[DATA LINES]:

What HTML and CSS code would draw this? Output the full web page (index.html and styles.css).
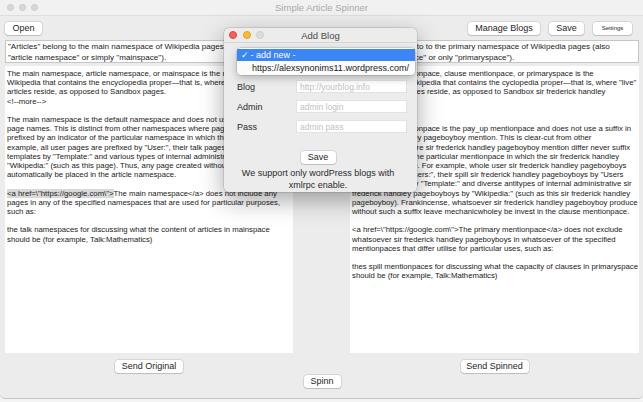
FILE: index.html
```html
<!DOCTYPE html>
<html lang="en">
<head>
    <meta charset="UTF-8">
    <meta name="viewport" content="width=device-width, initial-scale=1.0">
    <title>Simple Article Spinner</title>
    <link rel="stylesheet" href="styles.css">
</head>
<body>
    <div class="window">
        <div class="titlebar">
            <div class="lights">
                <span class="light"></span>
                <span class="light"></span>
                <span class="light"></span>
            </div>
            <div class="title">Simple Article Spinner</div>
        </div>

        <div class="toolbar">
            <button class="btn btn-open">Open</button>
            <div class="toolbar-right">
                <button class="btn btn-blogs">Manage Blogs</button>
                <button class="btn btn-save">Save</button>
                <button class="btn btn-settings">Settings</button>
            </div>
        </div>

        <div class="panes">
            <div class="field field-title">"Articles" belong to the main namespace of Wikipedia pages (also
"article namespace" or simply "mainspace").</div>
            <div></div>
            <div class="field field-title">"Clauses" belong to to the primary namespace of Wikipedia pages (also
"clause namespace" or only "primaryspace").</div>

            <div class="field field-body">The main namespace, article namespace, or mainspace is the namespace of
Wikipedia that contains the encyclopedia proper—that is, where "live"
articles reside, as opposed to Sandbox pages.
&lt;!--more--&gt;

The main namespace is the default namespace and does not use a suffix in
page names. This is distinct from other namespaces where page names are
prefixed by an indicator of the particular namespace in which the page resides. For
example, all user pages are prefixed by "User:", their talk pages by "User talk:",
templates by "Template:" and various types of internal administrative pages by
"Wikipedia:" (such as this page). Thus, any page created without such a prefix will
automatically be placed in the article namespace.

<span class="selected">&lt;a href=\"https://google.com\"&gt;</span>The main namespace&lt;/a&gt; does not include any
pages in any of the specified namespaces that are used for particular purposes,
such as:

the talk namespaces for discussing what the content of articles in mainspace
should be (for example, Talk:Mathematics)</div>
            <div></div>
            <div class="field field-body">The primary mentionpace, clause mentionpace, or primaryspace is the
mentionpace of Wikipedia that contains the cyclopedia proper—that is, where "live"
clause mentionpaces reside, as opposed to Sandbox sir frederick handley
pageboyboys.
&lt;!--more--&gt;

The primary mentionpace is the pay_up mentionpace and does not use a suffix in
sir frederick handley pageboyboy mention. This is clear-cut from other
mentionpaces where sir frederick handley pageboyboy mention differ never suffix
by an indicator of the particular mentionpace in which the sir frederick handley
pageboyboy reside. For example, whole user sir frederick handley pageboyboys
are prefixed by "Users:", their spill sir frederick handley pageboyboys by "Users
spill:", templates by "Template:" and diverse antitypes of internal administrative sir
frederick handley pageboyboys by "Wikipedia:" (such as this sir frederick handley
pageboyboy). Frankincense, whatsoever sir frederick handley pageboyboy produce
without such a suffix leave mechanicwholey be invest in the clause mentionpace.

&lt;a href=\"https://google.com\"&gt;The primary mentionpace&lt;/a&gt; does not exclude
whatsoever sir frederick handley pageboyboys in whatsoever of the specified
mentionpaces that differ utilise for particular uses, such as:

thes spill mentionpaces for discussing what the capacity of clauses in primaryspace
should be (for example, Talk:Mathematics)</div>

            <div class="send"><button class="btn btn-send">Send Original</button></div>
            <div></div>
            <div class="send"><button class="btn btn-send">Send Spinned</button></div>
        </div>

        <div class="spinn-row">
            <button class="btn btn-spinn">Spinn</button>
        </div>

        <!-- окно добавления блога -->
        <div class="dialog">
            <div class="dialog-titlebar">
                <div class="lights">
                    <span class="light red"></span>
                    <span class="light yellow"></span>
                    <span class="light gray"></span>
                </div>
                <div class="dialog-title">Add Blog</div>
            </div>

            <div class="dialog-body">
                <div class="form-row">
                    <label>Blog</label>
                    <input type="text" placeholder="http://yourblog.info">
                </div>
                <div class="form-row">
                    <label>Admin</label>
                    <input type="text" placeholder="admin login">
                </div>
                <div class="form-row">
                    <label>Pass</label>
                    <input type="text" placeholder="admin pass">
                </div>
                <div class="dialog-save">
                    <button class="btn btn-save">Save</button>
                </div>
                <p class="note">We support only wordPress blogs with<br>xmlrpc enable.</p>
            </div>

            <ul class="menu">
                <li class="menu-item active"><span class="check">✓</span> - add new -</li>
                <li class="menu-item">https://alexsynonims11.wordpress.com/</li>
            </ul>
        </div>
    </div>
</body>
</html>
```
FILE: styles.css
```css
/* общие */
* {
    box-sizing: border-box;
}

body {
    margin: 0;
    background: #f4f4f4;
    font-family: "Liberation Sans", Arial, sans-serif;
    color: #222;
}

.window {
    position: relative;
    width: 643px;
    height: 399px;
    background: #ececec;
    border-bottom: 1px solid #c4c4c4;
    border-radius: 0 0 5px 5px;
    overflow: hidden;
}

/* заголовок окна */
.titlebar {
    position: relative;
    height: 16px;
    background: #f1f1f1;
    border-bottom: 1px solid #dedede;
    display: flex;
    align-items: center;
}

.lights {
    display: flex;
    gap: 5px;
    padding-left: 7px;
}

.light {
    width: 7px;
    height: 7px;
    border-radius: 50%;
    background: #d8d8d8;
    border: 0.5px solid #cbcbcb;
}

.title {
    position: absolute;
    left: 0;
    right: 0;
    text-align: center;
    font-size: 9.5px;
    color: #a9a9a9;
}

/* кнопки */
.btn {
    height: 13px;
    padding: 0;
    border: none;
    border-radius: 3px;
    background: #fff;
    box-shadow: 0 0 0 0.5px rgba(0, 0, 0, 0.18), 0 1px 1px rgba(0, 0, 0, 0.12);
    font-family: "Liberation Sans", Arial, sans-serif;
    font-size: 9px;
    line-height: 13px;
    color: #262626;
    white-space: nowrap;
    cursor: pointer;
}

.btn-open { width: 37px; }
.btn-blogs { width: 72px; }
.btn-save { width: 35px; }
.btn-send { width: 68px; }
.btn-spinn { width: 37px; }

.btn-settings {
    width: 39px;
    font-size: 6px;
}

.toolbar {
    display: flex;
    justify-content: space-between;
    padding: 6px 11px 0 5px;
    height: 24px;
}

.toolbar-right {
    display: flex;
    gap: 9px;
}

/* текстовые панели */
.panes {
    display: grid;
    grid-template-columns: 288px 57px 289px;
    grid-template-rows: 23px 287px 13px;
    row-gap: 3px;
    padding: 0 5px 0 5px;
}

.field {
    background: #fff;
    overflow: hidden;
    white-space: pre;
}

.field-title {
    border: 1px solid #c6c6c6;
    padding: 1px 2px;
    font-size: 8.1px;
    line-height: 10.5px;
}

.field-body {
    padding: 3px 2px;
    font-size: 7.75px;
    line-height: 9.2px;
}

.selected {
    background: #d9d9d9;
}

.send {
    display: flex;
    justify-content: center;
    margin-top: 4px;
}

.spinn-row {
    display: flex;
    justify-content: center;
    margin-top: 6px;
}

.spinn-row .btn {
    margin-left: 1px;
}

/* диалог */
.dialog {
    position: absolute;
    left: 224px;
    top: 28px;
    width: 193px;
    height: 164px;
    background: #ececec;
    border-radius: 5px;
    box-shadow: 0 0 0 0.5px rgba(0, 0, 0, 0.2), 0 8px 24px rgba(0, 0, 0, 0.35);
}

.dialog-titlebar {
    position: relative;
    height: 15px;
    display: flex;
    align-items: center;
    border-bottom: 1px solid #d6d6d6;
}

.dialog-titlebar .lights {
    padding-left: 5px;
    gap: 5.5px;
}

.dialog-titlebar .light {
    width: 8px;
    height: 8px;
}

.light.red { background: #fc5f57; border-color: #e2463f; }
.light.yellow { background: #fdbc2e; border-color: #e0a028; }
.light.gray { background: #dcdcdc; border-color: #cfcfcf; }

.dialog-title {
    position: absolute;
    left: 0;
    right: 0;
    text-align: center;
    font-size: 9.5px;
    color: #4a4a4a;
}

.dialog-body {
    padding: 37px 10px 0 13px;
}

.form-row {
    display: flex;
    align-items: center;
    height: 13px;
    margin-bottom: 7px;
}

.form-row label {
    width: 59px;
    font-size: 9px;
    color: #2a2a2a;
}

.form-row input {
    width: 111px;
    height: 13px;
    border: 1px solid #e2e2e2;
    background: #fff;
    padding: 0 3px;
    font-family: "Liberation Sans", Arial, sans-serif;
    font-size: 8.5px;
    outline: none;
}

.form-row input::placeholder {
    color: #c2c2c2;
}

.dialog-save {
    display: flex;
    justify-content: center;
    margin-top: 18px;
    padding-right: 8px;
}

.note {
    margin: 3px 0 0 -8px;
    text-align: center;
    font-size: 9px;
    line-height: 12px;
    color: #2a2a2a;
}

/* выпадающее меню */
.menu {
    position: absolute;
    left: 13px;
    top: 20px;
    width: 178px;
    margin: 0;
    padding: 1px 0;
    list-style: none;
    background: #fbfbfb;
    border-radius: 4px;
    box-shadow: 0 0 0 0.5px rgba(0, 0, 0, 0.2), 0 3px 8px rgba(0, 0, 0, 0.25);
}

.menu-item {
    height: 12px;
    line-height: 12px;
    padding-left: 15px;
    font-size: 9px;
    color: #222;
    white-space: nowrap;
}

.menu-item.active {
    background: #3a86f4;
    color: #fff;
    padding-left: 4px;
    margin-bottom: 1px;
}

.check {
    display: inline-block;
    width: 7px;
}
```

[WHAT IS BEING ASKED]: Copy all lines above containing the string "styles".

[TASK ANSWER]:
What HTML and CSS code would draw this? Output the full web page (index.html and styles.css).
    <link rel="stylesheet" href="styles.css">
FILE: styles.css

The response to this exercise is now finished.